Sonic the Hedgehog 3 and Sonic & Knuckles (1994)
Sonic the Hedgehog 3, and its direct counterpart Sonic & Knuckles, are the two games that truly perfect Sonic’s 2D platforming gameplay formula. For naysayers of the hedgehog’s outings, these will be the two experiences to shatter your opinions. Full to the brim with everything that Sonic the Hedgehog 2 already achieved so well (excellent stages, boss battles and music), they make the additions of new character Knuckles, a save game feature, and one of the most incredibly tense and enjoyable special stages ever created, in the form of Blue Sphere. Finally, they offer the ability to play as three different characters (each of which features unique abilities differing from one another), and an ahead of its time lock on cartridge system that allows for the two games in question to be combined, unlocking expanded features and merging the two adventures together into one seamless experience.

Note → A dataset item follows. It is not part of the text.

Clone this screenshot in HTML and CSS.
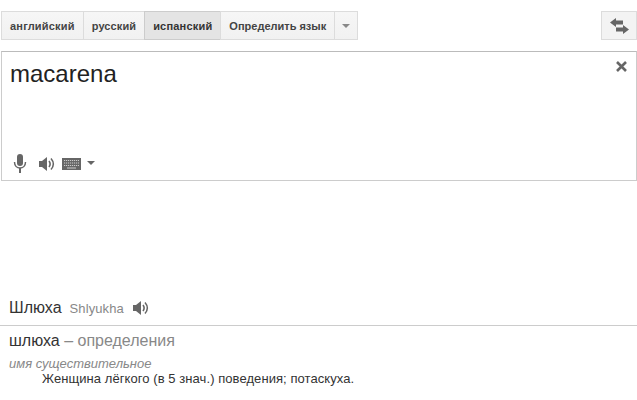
FILE: index.html
```html
<!DOCTYPE html>
<html lang="ru">
<head>
  <meta charset="UTF-8" />
  <title>Переводчик</title>
  <link rel="stylesheet" href="styles.css">
</head>
<body>
  <div class="toolbar">
    <div class="lang-tabs">
      <button class="tab first">английский</button>
      <button class="tab second">русский</button>
      <button class="tab selected">испанский</button>
      <button class="tab detect">Определить язык</button>
      <button class="tab arrow-tab"><span class="caret"></span></button>
    </div>
    <button class="swap-btn">
      <svg width="19" height="16" viewBox="0 0 19 16">
        <path d="M0 4.5 L6 0 V2.5 H13 V6.5 H6 V9 Z" fill="#666"/>
        <path d="M19 11.5 L13 7 V9.5 H6 V13.5 H13 V16 Z" fill="#666"/>
      </svg>
    </button>
  </div>

  <div class="input-box">
    <div class="source-text">macarena</div>
    <svg class="clear" width="11" height="11" viewBox="0 0 11 11">
      <path d="M1 1 L10 10 M10 1 L1 10" stroke="#666" stroke-width="2.6"/>
    </svg>
    <div class="input-tools">
      <svg width="14" height="19" viewBox="0 0 14 19">
        <rect x="4" y="0" width="6" height="12" rx="3" fill="#666"/>
        <path d="M1.5 8 C1.5 16 12.5 16 12.5 8" fill="none" stroke="#666" stroke-width="1.5"/>
        <rect x="6" y="14" width="2" height="5" fill="#666"/>
      </svg>
      <svg class="speaker" width="16" height="16" viewBox="0 0 16 16">
        <path d="M0 5 H3 L8 1 V15 L3 11 H0 Z" fill="#666"/>
        <path d="M10 5 C11.5 7 11.5 9 10 11" fill="none" stroke="#666" stroke-width="1.6"/>
        <path d="M12 2.5 C15 6 15 10 12 13.5" fill="none" stroke="#666" stroke-width="1.5"/>
      </svg>
      <svg class="keyboard" width="19" height="12" viewBox="0 0 19 12">
        <rect width="19" height="12" fill="#666"/>
        <path d="M2 2.5 H17 M2 5 H17 M2 7.5 H17" stroke="#ccc" stroke-width="1" stroke-dasharray="1.2 .8"/>
        <path d="M5 10 H14" stroke="#ccc" stroke-width="1"/>
      </svg>
      <span class="caret dark"></span>
    </div>
  </div>

  <div class="result">
    <div class="translit-row">
      <span class="word">Шлюха</span>
      <span class="translit">Shlyukha</span>
      <svg width="16" height="16" viewBox="0 0 16 16">
        <path d="M0 5 H3 L8 1 V15 L3 11 H0 Z" fill="#666"/>
        <path d="M10 5 C11.5 7 11.5 9 10 11" fill="none" stroke="#666" stroke-width="1.6"/>
        <path d="M12 2.5 C15 6 15 10 12 13.5" fill="none" stroke="#666" stroke-width="1.5"/>
      </svg>
    </div>
    <div class="definitions">
      <div class="def-title">шлюха <span class="muted">– определения</span></div>
      <div class="pos">имя существительное</div>
      <div class="gloss">Женщина лёгкого (в 5 знач.) поведения; потаскуха.</div>
    </div>
  </div>
</body>
</html>
```

FILE: styles.css
```css
body {
  margin: 0;
  background: #fff;
  font-family: "Liberation Sans", Arial, sans-serif;
  color: #222;
  overflow: hidden;
}
.toolbar {
  display: flex;
  justify-content: space-between;
  padding: 11px 0 0 1px;
}
.lang-tabs {
  display: flex;
}
.tab {
  height: 29px;
  padding: 0 8px;
  margin: 0 0 0 -1px;
  border: 1px solid #dcdcdc;
  background: linear-gradient(#f6f6f6, #f1f1f1);
  font-family: inherit;
  font-size: 11px;
  font-weight: bold;
  letter-spacing: 0.2px;
  color: #444;
}
.tab.first {
  margin-left: 0;
}
.tab.second {
  letter-spacing: 0.1px;
}
.tab.selected {
  background: #e4e4e4;
  border-color: #ccc;
  color: #333;
}
.tab.detect {
  letter-spacing: 0;
}
.arrow-tab {
  width: 24px;
  padding: 0;
  display: flex;
  align-items: center;
  justify-content: center;
}
.caret {
  display: block;
  width: 0;
  height: 0;
  border-left: 4px solid transparent;
  border-right: 4px solid transparent;
  border-top: 4px solid #888;
}
.caret.dark {
  border-top-color: #666;
}
.swap-btn {
  width: 36px;
  height: 29px;
  padding: 0;
  display: flex;
  align-items: center;
  justify-content: center;
  border: 1px solid #dcdcdc;
  background: #f3f3f3;
}
.input-box {
  position: relative;
  box-sizing: border-box;
  height: 130px;
  margin: 11px 0 0 1px;
  padding: 8px 8px 0;
  border: 1px solid #ccc;
  border-top-color: #bbb;
}
.source-text {
  font-size: 24px;
  line-height: 28px;
  color: #222;
}
.clear {
  position: absolute;
  top: 9px;
  right: 9px;
}
.input-tools {
  position: absolute;
  left: 11px;
  bottom: 7px;
  display: flex;
  align-items: center;
}
.speaker {
  margin-left: 12px;
}
.keyboard {
  margin-left: 7px;
}
.input-tools .caret {
  margin-left: 6px;
  margin-bottom: 2px;
}
.result {
  margin-top: 115px;
}
.translit-row {
  display: flex;
  align-items: center;
  height: 24px;
  padding: 0 0 5px 9px;
  border-bottom: 1px solid #ccc;
}
.word {
  font-size: 16px;
  color: #333;
}
.translit {
  margin: 0 9px 0 8px;
  font-size: 13px;
  letter-spacing: 0.1px;
  color: #888;
}
.definitions {
  padding: 5px 0 0 9px;
}
.def-title {
  font-size: 16px;
  line-height: 19px;
  color: #333;
}
.muted {
  color: #888;
}
.pos {
  margin-top: 7px;
  font-size: 13px;
  line-height: 14px;
  font-style: italic;
  color: #888;
}
.gloss {
  padding-left: 33px;
  font-size: 13px;
  line-height: 15px;
  letter-spacing: 0.07px;
  color: #333;
}
```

Sonic the Hedgehog 3 and Sonic & Knuckles really are the best it gets when it comes to not only Sonic’s 2D platforming, but 2D platforming as a whole.
Sonic 3D Blast (1996)
Arguably the first entry within the mainline Sonic franchise that truly divides fans regarding its quality, Sonic 3D Blast is an odd beast. Its gimmick-themed gameplay is based around defeating badniks in order to collect flickies (small animals) that they leave behind. After depositing five of them into a golden hoop, you may proceed to the next area of the stage. This formula becomes monotonously repetitive and tedious very quickly, and much of the rest of the game is weighed down under a sea of clunky controls and peculiar pseudo-3D visuals. Despite this, Sonic 3D Blast at least succeeds in its excellent boss battles, music (the sublime composition of Diamond Dust Zone is deserving of a special mention), and special stages. For these reasons, it cannot be considered a complete misfire.